What is Economic Interdependence?

Definition: An economic interdependence is a condition that exists when two or more persons, organizations, regions or countries exchange goods and services with the purpose of filling each other multiple needs. The term mostly applies to situations of intensive trade among two or more participants to ensure proper availability of products and services to each of them.

What Does Economic Interdependence Mean?

Economic interdependency exists everywhere. Organizations, industries and nations are all deeply dependent on each other. Every company is economically dependent on many other firms thus creating a large and complex network of interdependent entities. This condition means that the entire network is affected in some degree if one of the entities is impacted by an event or suffers a substantial change. Such interdependency happens because every firm tends to be a kind of specialist, producing only a narrow range of goods or services. Specialization often results in higher efficiency and quality so firms prefer to focus on just some products.
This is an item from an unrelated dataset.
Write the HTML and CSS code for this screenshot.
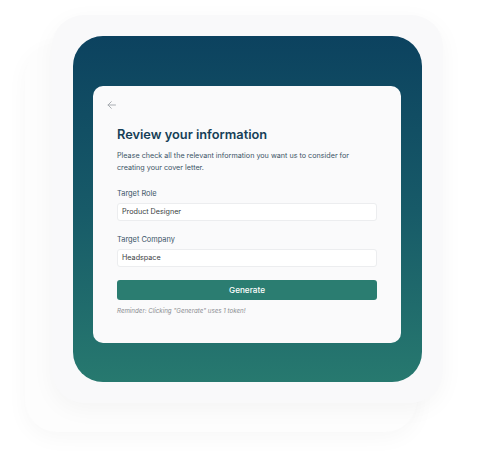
FILE: index.html
```html
<!DOCTYPE html>
<html>
<head>
<meta charset="utf-8">
<link rel="stylesheet" href="styles.css">
</head>
<body>
<div class="stage">
  <div class="back-card"></div>
  <div class="front-card">
    <div class="panel">
      <div class="sheet">
        <svg class="back-arrow" width="9" height="8" viewBox="0 0 9 8" fill="none" stroke="#a9adb2" stroke-width="1" stroke-linecap="round" stroke-linejoin="round"><path d="M8.5 4H1M4.3 0.7L1 4l3.3 3.3"/></svg>
        <div class="content">
          <h1 class="title">Review your information</h1>
          <p class="desc">Please check all the relevant information you want us to consider for creating your cover letter.</p>
          <label class="label">Target Role</label>
          <div class="field">Product Designer</div>
          <label class="label">Target Company</label>
          <div class="field">Headspace</div>
          <div class="button">Generate</div>
          <p class="note">Reminder: Clicking "Generate" uses 1 token!</p>
        </div>
      </div>
    </div>
  </div>
</div>
</body>
</html>
```
FILE: styles.css
```css
html, body {
  margin: 0;
  padding: 0;
  background: #ffffff;
  font-family: Inter, "Noto Sans", sans-serif;
}
.stage {
  position: relative;
  width: 500px;
  height: 457px;
  padding: 15px 0 0 52px;
  box-sizing: border-box;
}
.back-card {
  position: absolute;
  left: 25px;
  top: 44px;
  width: 392px;
  height: 388px;
  border-radius: 32px;
  background: #fdfdfd;
  box-shadow: 0 6px 22px rgba(0, 0, 0, 0.035);
}
.front-card {
  position: relative;
  width: 391px;
  height: 388px;
  box-sizing: border-box;
  padding: 21px;
  border-radius: 32px;
  background: #f9f9fa;
  box-shadow: 0 6px 24px rgba(0, 0, 0, 0.04);
}
.panel {
  width: 349px;
  height: 346px;
  box-sizing: border-box;
  padding: 50px 21px 39px 20px;
  border-radius: 30px;
  background: linear-gradient(180deg, #0c425f 0%, #175a68 50%, #27796f 100%);
}
.sheet {
  position: relative;
  height: 257px;
  border-radius: 10px;
  background: #fafafb;
  box-sizing: border-box;
  padding: 15px 24px 0 14px;
}
.back-arrow {
  display: block;
}
.content {
  padding: 17px 0 0 10px;
}
.title {
  margin: 0;
  font-size: 12.8px;
  line-height: 18px;
  font-weight: 600;
  color: #163f57;
}
.desc {
  margin: 6px 0 0;
  font-size: 7.2px;
  line-height: 12px;
  color: #3b5466;
}
.label {
  display: block;
  margin-top: 15px;
  font-size: 7.4px;
  line-height: 10px;
  color: #3a5567;
}
.field {
  margin-top: 4px;
  height: 18px;
  box-sizing: border-box;
  padding-left: 4px;
  border: 1px solid #ecedef;
  border-radius: 3px;
  background: #ffffff;
  font-size: 7.2px;
  line-height: 16px;
  color: #3a3e42;
}
.field + .label {
  margin-top: 14px;
}
.button {
  margin-top: 13px;
  height: 20px;
  border-radius: 3px;
  background: #2b7d71;
  color: #ffffff;
  font-size: 8.2px;
  font-weight: 500;
  line-height: 20px;
  text-align: center;
}
.note {
  margin: 6px 0 0;
  font-size: 6.2px;
  line-height: 9px;
  font-style: italic;
  color: #8a8d91;
}
```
However, this strategy means that all remaining items have to come from outside. Indeed, the higher the specialization, the higher the economic interdependence. If an organization produces ready-to-eat cereals as a for-profit business, it is surely dependent on companies that provide wheat, sugar, cardboard and plastic packages, along with stationery products, cleaning products, transport services, etc.

The cardboard producer is instead dependent on manufacturers of pulp-based paper and so on.


Top management must be aware of economic interdependence and identify which are the highest risks associated to that. For example, depending on only one tested supplier of a key raw material can be risky because this supplier could increase prices too much or simply fail in its supply capacity. A strategy to diminish the risk might be searching for a second supplier. In other cases, the company prefers to lower some dimensions of the interdependence.

For example, a manufacturing firm with numerous machines may decide to eliminate the dependence on external maintenance and therefore to create its own technical maintenance department.